Папины друзья, приятели и знакомые просто потрясли меня, представляя полный социальный срез жителей Бронкса, — партийные воротилы, полицейские, профсоюзные лидеры, бизнес-элита, мафиозо, дальнобойщики, подрядчики, биржевики, клерки, таксисты и рекламные агенты — в общем, весь букет. Некоторые сошли прямиком со страниц Дэймона Раньона.[4]
Проведя при отце полгода, я набрался уличных премудростей и нахватался жаргона, хотя папа подумывал совсем не о таком образовании для меня, но в пивных другого не получишь.
Папа обладал серьёзным политическим влиянием, о чём я узнал, когда стал прогуливать школу, затесавшись в компанию соседской шпаны. Ребятишки не были членами банды или чего-нибудь вроде того — ни во что серьёзное они не впутывались; просто дети из неблагополучных семей, пытавшиеся привлечь чьё-нибудь внимание — пусть даже инспектора по надзору за малолетними преступниками.
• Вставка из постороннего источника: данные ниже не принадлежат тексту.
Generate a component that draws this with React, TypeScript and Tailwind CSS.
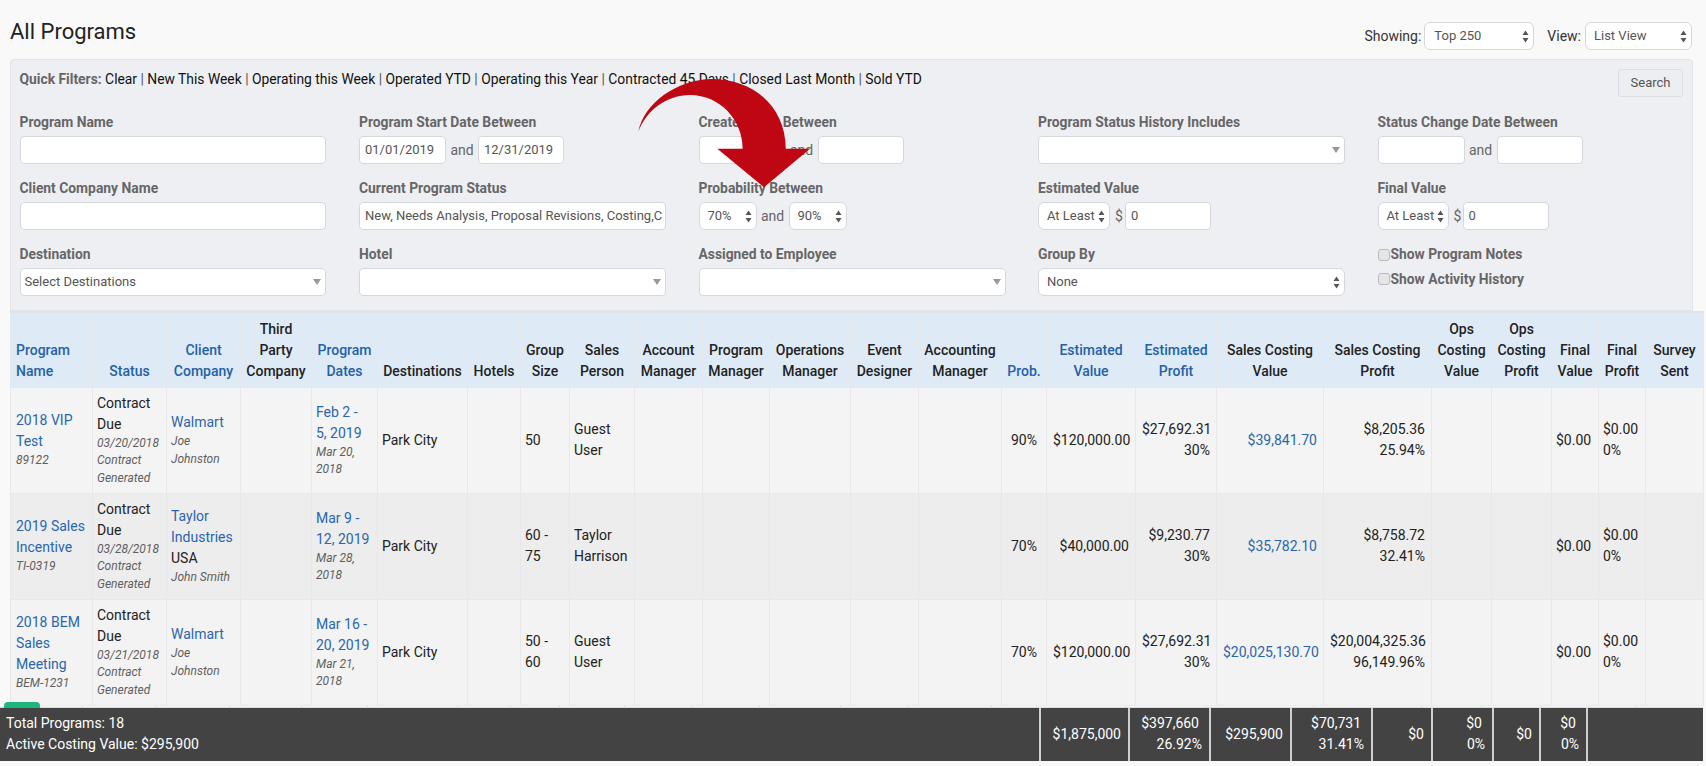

Может быть, как раз потому-то я с ними и связался… Наверно, мне и самому не хватало внимания. Я хотел, чтобы мои родители сошлись, и сейчас мне смутно кажется, что тогда я хулиганил в надежде, будто это может стать общей проблемой, способной заставить их воссоединиться.
2
Американская феминистка, среди экстравагантных выходок которой было сожжение лифчика как предмета, ущемляющего достоинство женщины.
4
Выдающийся приблатнённый журналист эпохи Ревущих Двадцатых, тусовавшийся с Аль Капоне и Джеком Демпси, изящные фразы из репортажей которого растащили на цитаты.